I've been looking into copywriting as a way to make money. I mean, who doesn't want to earn six figures? And to earn it for writing? Heaven!

To be a good copywriter, you have to know a lot about marketing:
  • How do you convince people to buy something?
  • What psychological buttons do you push?
  • What do people want, and how do you give it to them?
As I was studying all this, I kept remembering all the times I'd read that non-fiction is a lot easier to sell than fiction. That if you want to actually make a living with your writing, you should write a book about a new weight loss plan, or a car repair manual, or a blueprint for how someone can open their own bed and breakfast. That a book about a specific and useful topic is, for example, a lot more likely to get PR coverage than some unknown writer's first novel.
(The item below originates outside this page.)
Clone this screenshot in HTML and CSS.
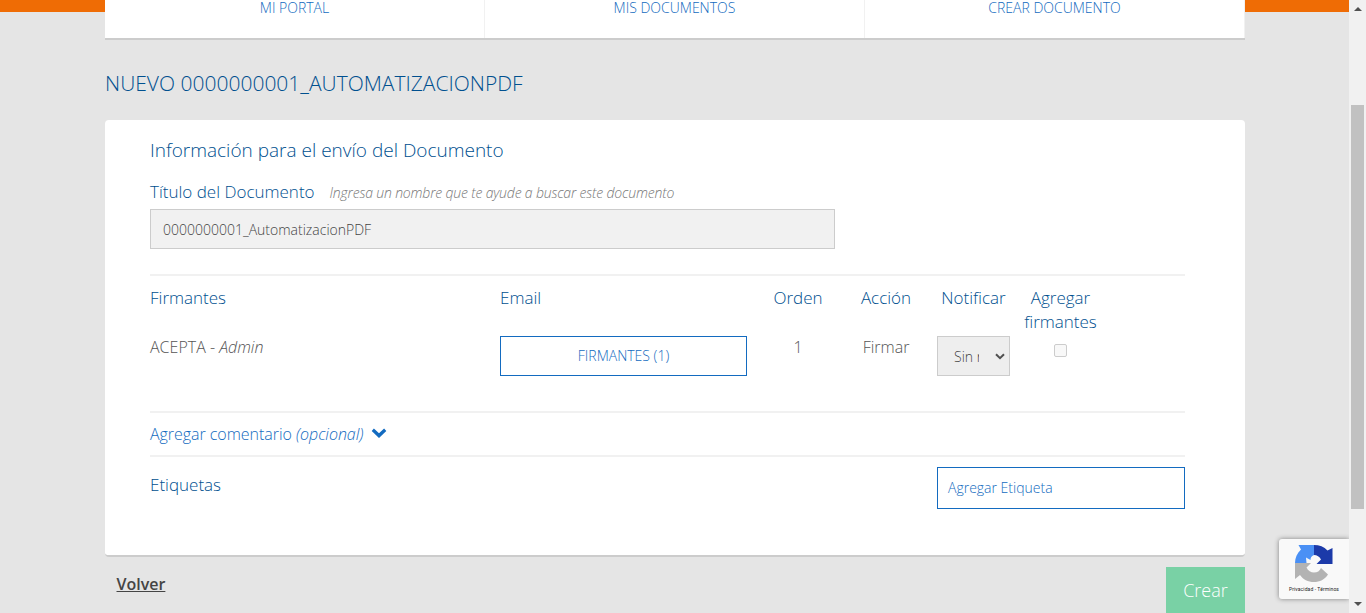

In other words, it's a lot easier to identify the target market for a non-fiction book, and to convince those people that your book will give them the information they need to make their lives better in some way, than it is to sell a work of fiction, which tends to get lost among all the other thousands of novels out there.

This reasoning makes sense to me. But I wasn't satisfied that it was the final word. I couldn't stop thinking, "Why can't I apply this to fiction?"

I firmly believe that the world of marketing has a lot to teach a writer of fiction. If nothing else, the intelligent application of marketing principles can make your query letters stand out from the mountain of queries that all agents and editors receive every day. But there are already lots of books and articles on that subject. I want to go beyond that.

So I have decided to start exploring further, to see how many different ways I can find in which to get my novel noticed by as many readers as possible. Which will make my publisher -- not mention me, and my creditors -- very happy.